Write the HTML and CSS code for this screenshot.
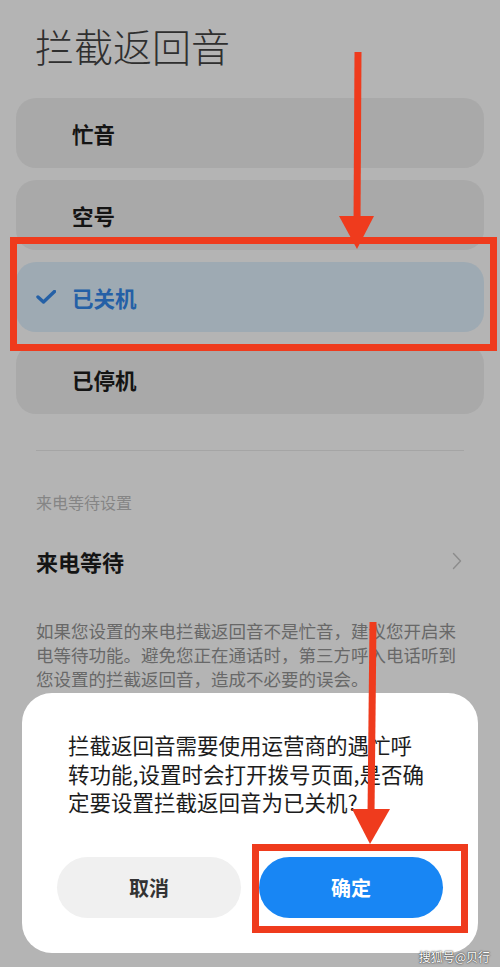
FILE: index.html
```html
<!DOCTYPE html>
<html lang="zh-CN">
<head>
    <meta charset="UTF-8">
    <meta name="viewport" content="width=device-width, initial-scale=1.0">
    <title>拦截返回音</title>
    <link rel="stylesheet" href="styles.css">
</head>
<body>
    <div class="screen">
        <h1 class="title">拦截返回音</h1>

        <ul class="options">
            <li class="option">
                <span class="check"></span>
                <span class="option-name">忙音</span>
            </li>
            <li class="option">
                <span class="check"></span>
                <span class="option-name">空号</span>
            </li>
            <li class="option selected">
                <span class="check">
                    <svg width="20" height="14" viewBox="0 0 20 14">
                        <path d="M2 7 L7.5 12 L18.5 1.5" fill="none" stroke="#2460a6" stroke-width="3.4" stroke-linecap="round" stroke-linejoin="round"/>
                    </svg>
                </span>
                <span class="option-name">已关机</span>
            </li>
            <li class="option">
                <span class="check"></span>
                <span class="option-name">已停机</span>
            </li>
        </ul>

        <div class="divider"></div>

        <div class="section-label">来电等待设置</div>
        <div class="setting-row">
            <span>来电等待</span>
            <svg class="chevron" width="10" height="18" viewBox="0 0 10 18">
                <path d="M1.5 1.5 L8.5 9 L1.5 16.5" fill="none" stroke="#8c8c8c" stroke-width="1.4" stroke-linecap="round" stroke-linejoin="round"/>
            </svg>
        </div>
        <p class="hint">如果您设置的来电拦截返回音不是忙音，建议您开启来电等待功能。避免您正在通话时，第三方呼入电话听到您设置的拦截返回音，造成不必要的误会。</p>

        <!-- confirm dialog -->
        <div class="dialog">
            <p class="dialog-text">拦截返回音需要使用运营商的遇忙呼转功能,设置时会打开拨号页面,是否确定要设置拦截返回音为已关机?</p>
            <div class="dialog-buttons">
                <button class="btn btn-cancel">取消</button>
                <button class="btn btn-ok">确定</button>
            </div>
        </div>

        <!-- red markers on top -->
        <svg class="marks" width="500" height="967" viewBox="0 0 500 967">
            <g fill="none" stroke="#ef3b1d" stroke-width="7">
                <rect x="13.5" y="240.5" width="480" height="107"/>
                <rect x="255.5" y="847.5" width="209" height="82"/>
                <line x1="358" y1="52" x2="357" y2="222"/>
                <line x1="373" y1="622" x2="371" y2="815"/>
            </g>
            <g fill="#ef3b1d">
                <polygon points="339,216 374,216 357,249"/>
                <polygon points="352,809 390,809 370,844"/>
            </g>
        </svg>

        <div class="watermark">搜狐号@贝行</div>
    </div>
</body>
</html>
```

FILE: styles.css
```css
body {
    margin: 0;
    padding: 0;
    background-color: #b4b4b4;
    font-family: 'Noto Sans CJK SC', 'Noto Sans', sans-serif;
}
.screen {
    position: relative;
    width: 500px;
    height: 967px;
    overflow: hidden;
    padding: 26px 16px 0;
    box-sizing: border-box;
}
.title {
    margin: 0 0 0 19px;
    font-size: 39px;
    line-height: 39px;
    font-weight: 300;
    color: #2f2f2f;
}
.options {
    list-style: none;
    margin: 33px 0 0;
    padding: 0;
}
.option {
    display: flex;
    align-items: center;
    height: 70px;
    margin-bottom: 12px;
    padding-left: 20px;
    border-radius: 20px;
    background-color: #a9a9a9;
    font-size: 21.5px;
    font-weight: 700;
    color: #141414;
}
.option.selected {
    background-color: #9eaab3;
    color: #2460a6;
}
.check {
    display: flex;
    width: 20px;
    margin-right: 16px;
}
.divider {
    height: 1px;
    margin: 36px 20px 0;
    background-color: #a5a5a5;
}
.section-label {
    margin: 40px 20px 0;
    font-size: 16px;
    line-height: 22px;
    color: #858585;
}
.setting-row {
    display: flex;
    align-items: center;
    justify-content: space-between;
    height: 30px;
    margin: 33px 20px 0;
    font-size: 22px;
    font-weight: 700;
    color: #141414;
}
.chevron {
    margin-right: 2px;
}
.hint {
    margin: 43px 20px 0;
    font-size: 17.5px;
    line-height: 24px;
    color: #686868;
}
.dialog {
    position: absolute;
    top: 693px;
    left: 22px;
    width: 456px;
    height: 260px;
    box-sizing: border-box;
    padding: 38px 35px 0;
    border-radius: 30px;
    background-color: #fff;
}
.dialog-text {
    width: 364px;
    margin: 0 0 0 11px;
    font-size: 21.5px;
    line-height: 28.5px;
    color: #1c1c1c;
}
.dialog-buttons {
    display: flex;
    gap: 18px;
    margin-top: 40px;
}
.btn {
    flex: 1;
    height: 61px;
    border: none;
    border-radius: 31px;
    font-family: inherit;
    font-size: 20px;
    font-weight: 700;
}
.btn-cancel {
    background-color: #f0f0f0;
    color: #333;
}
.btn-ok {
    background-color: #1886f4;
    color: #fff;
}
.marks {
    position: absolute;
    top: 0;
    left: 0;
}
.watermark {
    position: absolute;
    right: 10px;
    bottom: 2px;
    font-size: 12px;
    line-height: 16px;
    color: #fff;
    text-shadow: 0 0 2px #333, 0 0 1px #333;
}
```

--- --- ---

• _WHAT THE EXERCISE ASKS_: Reproduce the listing word for word and omit its pictures.

• _FINISHED EXERCISE_:
Write the HTML and CSS code for this screenshot.
FILE: index.html
```html
<!DOCTYPE html>
<html lang="zh-CN">
<head>
    <meta charset="UTF-8">
    <meta name="viewport" content="width=device-width, initial-scale=1.0">
    <title>拦截返回音</title>
    <link rel="stylesheet" href="styles.css">
</head>
<body>
    <div class="screen">
        <h1 class="title">拦截返回音</h1>

        <ul class="options">
            <li class="option">
                <span class="check"></span>
                <span class="option-name">忙音</span>
            </li>
            <li class="option">
                <span class="check"></span>
                <span class="option-name">空号</span>
            </li>
            <li class="option selected">
                <span class="check">
                    <svg width="20" height="14" viewBox="0 0 20 14">
                        <path d="M2 7 L7.5 12 L18.5 1.5" fill="none" stroke="#2460a6" stroke-width="3.4" stroke-linecap="round" stroke-linejoin="round"/>
                    </svg>
                </span>
                <span class="option-name">已关机</span>
            </li>
            <li class="option">
                <span class="check"></span>
                <span class="option-name">已停机</span>
            </li>
        </ul>

        <div class="divider"></div>

        <div class="section-label">来电等待设置</div>
        <div class="setting-row">
            <span>来电等待</span>
            <svg class="chevron" width="10" height="18" viewBox="0 0 10 18">
                <path d="M1.5 1.5 L8.5 9 L1.5 16.5" fill="none" stroke="#8c8c8c" stroke-width="1.4" stroke-linecap="round" stroke-linejoin="round"/>
            </svg>
        </div>
        <p class="hint">如果您设置的来电拦截返回音不是忙音，建议您开启来电等待功能。避免您正在通话时，第三方呼入电话听到您设置的拦截返回音，造成不必要的误会。</p>

        <!-- confirm dialog -->
        <div class="dialog">
            <p class="dialog-text">拦截返回音需要使用运营商的遇忙呼转功能,设置时会打开拨号页面,是否确定要设置拦截返回音为已关机?</p>
            <div class="dialog-buttons">
                <button class="btn btn-cancel">取消</button>
                <button class="btn btn-ok">确定</button>
            </div>
        </div>

        <!-- red markers on top -->
        <svg class="marks" width="500" height="967" viewBox="0 0 500 967">
            <g fill="none" stroke="#ef3b1d" stroke-width="7">
                <rect x="13.5" y="240.5" width="480" height="107"/>
                <rect x="255.5" y="847.5" width="209" height="82"/>
                <line x1="358" y1="52" x2="357" y2="222"/>
                <line x1="373" y1="622" x2="371" y2="815"/>
            </g>
            <g fill="#ef3b1d">
                <polygon points="339,216 374,216 357,249"/>
                <polygon points="352,809 390,809 370,844"/>
            </g>
        </svg>

        <div class="watermark">搜狐号@贝行</div>
    </div>
</body>
</html>
```

FILE: styles.css
```css
body {
    margin: 0;
    padding: 0;
    background-color: #b4b4b4;
    font-family: 'Noto Sans CJK SC', 'Noto Sans', sans-serif;
}
.screen {
    position: relative;
    width: 500px;
    height: 967px;
    overflow: hidden;
    padding: 26px 16px 0;
    box-sizing: border-box;
}
.title {
    margin: 0 0 0 19px;
    font-size: 39px;
    line-height: 39px;
    font-weight: 300;
    color: #2f2f2f;
}
.options {
    list-style: none;
    margin: 33px 0 0;
    padding: 0;
}
.option {
    display: flex;
    align-items: center;
    height: 70px;
    margin-bottom: 12px;
    padding-left: 20px;
    border-radius: 20px;
    background-color: #a9a9a9;
    font-size: 21.5px;
    font-weight: 700;
    color: #141414;
}
.option.selected {
    background-color: #9eaab3;
    color: #2460a6;
}
.check {
    display: flex;
    width: 20px;
    margin-right: 16px;
}
.divider {
    height: 1px;
    margin: 36px 20px 0;
    background-color: #a5a5a5;
}
.section-label {
    margin: 40px 20px 0;
    font-size: 16px;
    line-height: 22px;
    color: #858585;
}
.setting-row {
    display: flex;
    align-items: center;
    justify-content: space-between;
    height: 30px;
    margin: 33px 20px 0;
    font-size: 22px;
    font-weight: 700;
    color: #141414;
}
.chevron {
    margin-right: 2px;
}
.hint {
    margin: 43px 20px 0;
    font-size: 17.5px;
    line-height: 24px;
    color: #686868;
}
.dialog {
    position: absolute;
    top: 693px;
    left: 22px;
    width: 456px;
    height: 260px;
    box-sizing: border-box;
    padding: 38px 35px 0;
    border-radius: 30px;
    background-color: #fff;
}
.dialog-text {
    width: 364px;
    margin: 0 0 0 11px;
    font-size: 21.5px;
    line-height: 28.5px;
    color: #1c1c1c;
}
.dialog-buttons {
    display: flex;
    gap: 18px;
    margin-top: 40px;
}
.btn {
    flex: 1;
    height: 61px;
    border: none;
    border-radius: 31px;
    font-family: inherit;
    font-size: 20px;
    font-weight: 700;
}
.btn-cancel {
    background-color: #f0f0f0;
    color: #333;
}
.btn-ok {
    background-color: #1886f4;
    color: #fff;
}
.marks {
    position: absolute;
    top: 0;
    left: 0;
}
.watermark {
    position: absolute;
    right: 10px;
    bottom: 2px;
    font-size: 12px;
    line-height: 16px;
    color: #fff;
    text-shadow: 0 0 2px #333, 0 0 1px #333;
}
```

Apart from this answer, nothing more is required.